人間力が高くて、推進力もあり、思想が強めなところは高杉晋作や吉田松陰など、当時の長州藩の方そのもので、キャスティングする方の本質を捉える力ってスゴイなと思いました。
直接お会いしたら魅力がとても伝わる人なんだろうなと。
Posted by ブクログ
初めて会ったのは、当時活動していた岡山県の現場にわざわざ来てくれたとき。この本で言えば、ちょうど飯館村のエピソード前後である。芸能人然とせず、気さくな同年代としてフラットな付き合いをさせてもらっている。

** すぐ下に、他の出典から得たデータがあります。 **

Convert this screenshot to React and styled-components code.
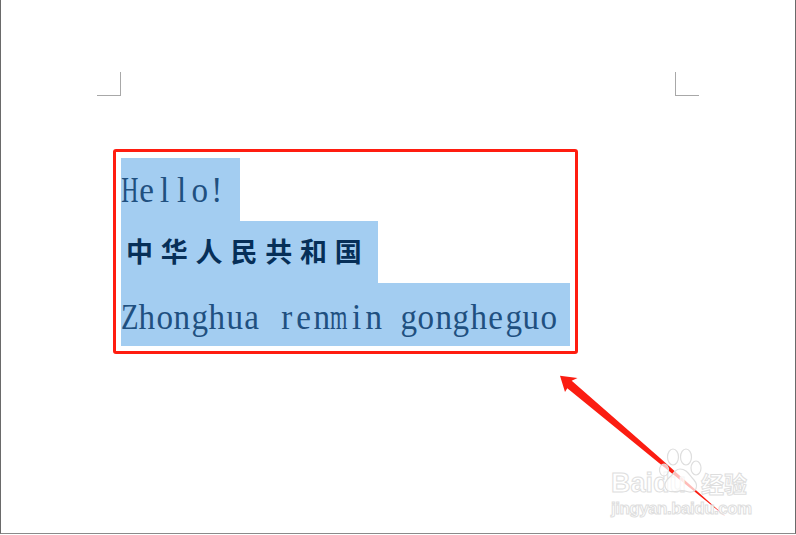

彼の人間性について、その来歴を知る機会があまりなかった。俳優という仕事をしていると、映画やドラマの撮影に入ると別人格のようなゾーンに行ってしまい、なかなかコミュニケーションしづらい状況になる。苛烈な印象を与える憑依型俳優としての一面と、日常の彼とのギャップは魅力でもあり、付き合い方が難しい面もあった。
それとともにオイラ自身とも共通する一般社会とは馴染まない部分が、家庭環境や教育、世界を放浪する道程で培われていったことを改めて理解した。ときにあまりにも理想論すぎる話を堂々と述べ、居心地の悪い芸能界という仕事を有名税として自らの理想を実現する材料と捉え、ロジカルに展開する会話は楽しくもあった。
40代後半、求められる役割は変わる年代である。俳優でも父親や敵役といった役柄を演じることが増えた矢先の事件で、恐らくは今後芸能界に復帰するといった流れは遠のいただろうし、キャンセルカルチャーの猛威がかの業界を襲っている。
しかし表現者としては、生涯現役で続けていくべきだろうし彼以上に才能のある人間には出逢ったことがない。「挫折禁止」自ら掲げた十字架は、磔にされた時点から輝き始めるのだろう。